3. Software and Performance
There’s more GG related business taking place right now.
First, the last time we cared to check, there were about 50 Google Glass compatible apps. Those included newcomers, Shazam and Live Stream. More apps and developers are thinking of making use of the GG hardware and software compatibility.
Ian Shakil’s Google Glass-based start-up, Augmedix Inc. has successfully raised $17 million to further its aim. Interestingly, top hospitals contributed the millions, not the fashion world. San Francisco-based Augmedix is seeking to help doctors and healthcare workers use Google Glass to document a patient’s case in real-time and ultimately, according to Shakil, “rehumanize the doctor-patient relationship”.
Another Glass 2 use could come in the form of an app for the visually impaired to use to navigate smartphone screens. The Massachusetts researchers, led by the study’s author, Gang Luo, who is an associate professor of ophthalmology at Harvard Medical School, as well as an associate scientist at the Schepens Eye Research Institute, this could work.
The app helps the visually impaired by projecting an image on the display of Google Glass.

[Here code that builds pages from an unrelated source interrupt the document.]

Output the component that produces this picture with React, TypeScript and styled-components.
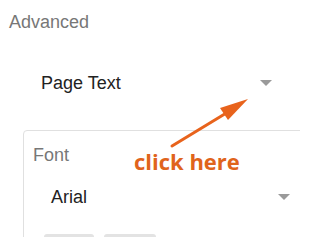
import React from 'react';
import styled, { createGlobalStyle } from 'styled-components';

const GlobalStyle = createGlobalStyle`
  body {
    margin: 0;
    background: #fff;
    font-family: 'Liberation Sans', Arial, sans-serif;
    overflow: hidden;
  }
`;

const Page = styled.div`
  position: relative;
  width: 300px;
  height: 237px;
  overflow: hidden;
  padding-top: 12px;
  box-sizing: border-box;
`;

const SectionTitle = styled.div`
  padding-left: 9px;
  font-size: 18px;
  line-height: 20px;
  color: #777;
`;

const SelectRow = styled.div<{ $top: number; $left: number; $width: number }>`
  display: flex;
  align-items: center;
  justify-content: space-between;
  box-sizing: border-box;
  margin-top: ${(p) => p.$top}px;
  padding-left: ${(p) => p.$left}px;
  width: ${(p) => p.$width}px;
  height: 20px;
  font-size: 18px;
  line-height: 20px;
  color: #222;
`;

const Caret = styled.span`
  width: 0;
  height: 0;
  border-left: 6px solid transparent;
  border-right: 6px solid transparent;
  border-top: 6px solid #9a9a9a;
`;

const Panel = styled.div`
  margin: 37px 0 0 23px;
  width: 360px;
  padding: 14px 0 0 9px;
  border: 1px solid #e0e0e0;
  border-radius: 4px;
  box-sizing: border-box;
`;

const FieldLabel = styled.div`
  font-size: 18px;
  line-height: 20px;
  color: #777;
`;

const ButtonRow = styled.div`
  display: flex;
  gap: 10px;
  margin: 27px 0 0 11px;
`;

const StyleButton = styled.div<{ $width: number }>`
  width: ${(p) => p.$width}px;
  height: 30px;
  background: #e3e3e3;
  border-radius: 3px;
`;

const Callout = styled.div`
  position: absolute;
  left: 134px;
  top: 150px;
  font-family: 'Open Sans', 'Liberation Sans', sans-serif;
  font-weight: 700;
  font-size: 22px;
  line-height: 22px;
  color: #e0641c;
  white-space: nowrap;
`;

const Pointer = styled.svg`
  position: absolute;
  left: 160px;
  top: 90px;
`;

const App = () => {
  return (
    <>
      <GlobalStyle />
      <Page>
        <SectionTitle>Advanced</SectionTitle>
        <SelectRow $top={41} $left={41} $width={272}>
          <span>Page Text</span>
          <Caret />
        </SelectRow>
        <Panel>
          <FieldLabel>Font</FieldLabel>
          <SelectRow $top={22} $left={18} $width={257}>
            <span>Arial</span>
            <Caret />
          </SelectRow>
          <ButtonRow>
            <StyleButton $width={50} />
            <StyleButton $width={52} />
          </ButtonRow>
        </Panel>
        <Pointer width="100" height="65" viewBox="0 0 100 65">
          <line x1="12" y1="56" x2="68" y2="22" stroke="#e8631c" strokeWidth="3" strokeLinecap="round" />
          <polygon points="88,9 60,18 68,30" fill="#e8631c" />
        </Pointer>
        <Callout>click here</Callout>
      </Page>
    </>
  );
};

export default App;
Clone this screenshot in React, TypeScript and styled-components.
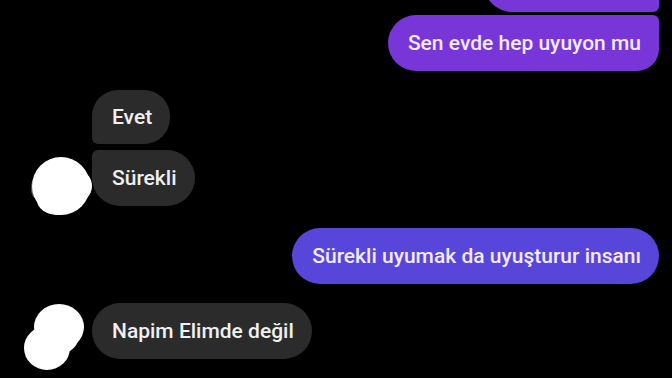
import React from "react";
import styled, { createGlobalStyle } from "styled-components";

const Global = createGlobalStyle`
  html, body { margin: 0; padding: 0; background: #000; }
  body { font-family: Roboto, "Noto Sans", "Liberation Sans", sans-serif; }
`;

const Screen = styled.div`
  width: 672px;
  height: 378px;
  overflow: hidden;
  background: #000;
`;

const Thread = styled.div`
  display: flex;
  flex-direction: column;
  margin-top: -44px;
  padding-right: 13px;
`;

const Row = styled.div<{ $out?: boolean; $gap: number }>`
  display: flex;
  align-items: flex-start;
  justify-content: ${(p) => (p.$out ? "flex-end" : "flex-start")};
  margin-top: ${(p) => p.$gap}px;
`;

const AvatarSlot = styled.div<{ $top: number; $left: number }>`
  width: 92px;
  height: 56px;
  flex: 0 0 92px;
  display: flex;
  align-items: flex-start;
  padding-left: ${(p) => p.$left}px;
  padding-top: ${(p) => p.$top}px;
  box-sizing: border-box;
  overflow: visible;
`;

type Corners = [number, number, number, number];

const Bubble = styled.div<{ $bg: string; $fg: string; $r: Corners; $w?: number; $h?: number }>`
  box-sizing: border-box;
  height: ${(p) => p.$h ?? 56}px;
  display: flex;
  align-items: center;
  padding: 0 18px 1px 20px;
  background: ${(p) => p.$bg};
  color: ${(p) => p.$fg};
  font-size: 21px;
  font-weight: 500;
  white-space: nowrap;
  border-radius: ${(p) => p.$r.map((v) => `${v}px`).join(" ")};
  ${(p) => (p.$w ? `width: ${p.$w}px;` : "")}
`;

const PURPLE = "#7836d9";
const INDIGO = "#5846db";
const DARK = "#2b2b2b";
const LIGHT_ON_PURPLE = "#f3eaff";
const LIGHT_ON_DARK = "#f0f0f0";

const BlobA = () => (
  <svg width="64" height="64" viewBox="0 0 64 64" style={{ marginBottom: -20, overflow: "visible" }}>
    <ellipse cx="4" cy="32" rx="4" ry="10" fill="#555" />
    <circle cx="30" cy="30" r="29" fill="#fff" />
    <circle cx="44" cy="30" r="17" fill="#fff" />
    <ellipse cx="26" cy="44" rx="20" ry="15" fill="#fff" />
  </svg>
);

const BlobB = () => (
  <svg width="62" height="70" viewBox="0 0 62 70" style={{ marginBottom: -20, overflow: "visible" }}>
    <ellipse cx="35" cy="24" rx="25" ry="23" fill="#fff" />
    <ellipse cx="23" cy="45" rx="23" ry="22" fill="#fff" />
    <ellipse cx="30" cy="36" rx="24" ry="16" fill="#fff" />
  </svg>
);

export default function App() {
  return (
    <Screen>
      <Global />
      <Thread>
        <Row $out $gap={0}>
          <Bubble $bg={PURPLE} $fg={LIGHT_ON_PURPLE} $r={[28, 6, 6, 28]} $w={175}>
            &nbsp;
          </Bubble>
        </Row>
        <Row $out $gap={3}>
          <Bubble $bg={PURPLE} $fg={LIGHT_ON_PURPLE} $r={[28, 6, 22, 28]}>
            Sen evde hep uyuyon mu
          </Bubble>
        </Row>
        <Row $gap={19}>
          <AvatarSlot $top={0} $left={0} />
          <Bubble $bg={DARK} $fg={LIGHT_ON_DARK} $r={[26, 26, 26, 6]} $h={54}>
            Evet
          </Bubble>
        </Row>
        <Row $gap={4}>
          <AvatarSlot $top={6} $left={31}>
            <BlobA />
          </AvatarSlot>
          <Bubble $bg={DARK} $fg={LIGHT_ON_DARK} $r={[6, 28, 28, 28]}>
            Sürekli
          </Bubble>
        </Row>
        <Row $out $gap={22}>
          <Bubble $bg={INDIGO} $fg={LIGHT_ON_PURPLE} $r={[28, 28, 28, 28]}>
            Sürekli uyumak da uyuşturur insanı
          </Bubble>
        </Row>
        <Row $gap={19}>
          <AvatarSlot $top={0} $left={24}>
            <BlobB />
          </AvatarSlot>
          <Bubble $bg={DARK} $fg={LIGHT_ON_DARK} $r={[28, 28, 28, 28]}>
            Napim Elimde değil
          </Bubble>
        </Row>
      </Thread>
    </Screen>
  );
}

Users can just interact with the pictures by simply tapping on the stem of the GG device. Bluetooth is used to transfer the images to the Glass device from the app.
Interestingly, both new developments in software do not seem to show any love for the ordinary consumer. In fact, only the second case appears to come close to the average person—but is still not a consumer application, per se.
Is Glass 2 better than Google Glass 1?
The information out there so far points to Google having learned a lesson or more from the crash of the pilot edition of Glass. Comparing what we have and expect to make for Google Glass v2.0, the next Glass project is a definite revamp of the original, and rather controversial high-tech and despicably expensive face wearable.
And then there is Android…
Still, there is the unshakeable thought that Google will not miss the opportunity to show off Android for Work with the new pair of Glass. Surely, Google Glass 1.0 wasn’t exactly intuitive to anyone coming from iOS. In fact, it wasn’t an entirely immersive experience to iOS users until a few days of learning—how Android works, perhaps?
That is not an issue with current Android users, especially those already working with Android 5.0 (Lollipop) and later OS. With Google also playing hard in the wearables OS platform via Google Wear OS, the tech behemoth may be trying to push the message that Android is the now and future of the OS for smart gadgets.
In fact, the last updates made to the Google Glass Explorer Edition showed that Android may very well keep pace with powerful VR hardware. Some of the useful and intuitive functions include controlling augmented reality and settings by simple head movements. This is already at play, though. Meta and Magic Leap, and Hololens are already getting there. So Google Glass 2.0 cannot afford the luxury of being nearly as modest as the last pair of Google Glass.
While improved looks, aesthetics, battery life and innards can pull a crowd, the ultimate test for Google Glass 2 remains two areas: at checkout — Google Glasses price and practical application. And that burning desire to have a Glass for Fun edition for the real people. Much as it is targeted for the enterprise market, if Google Glass 2 prices for as much as $1,500 again, it may still be a bit off the grip for small and medium enterprises to afford a couple of pairs for their workforce. And then there is the question of whether it will help improve an enterprise’s bottom line or efficiency and drive business.
These remain to be seen in action when Google Glass 2.0 release date comes calling.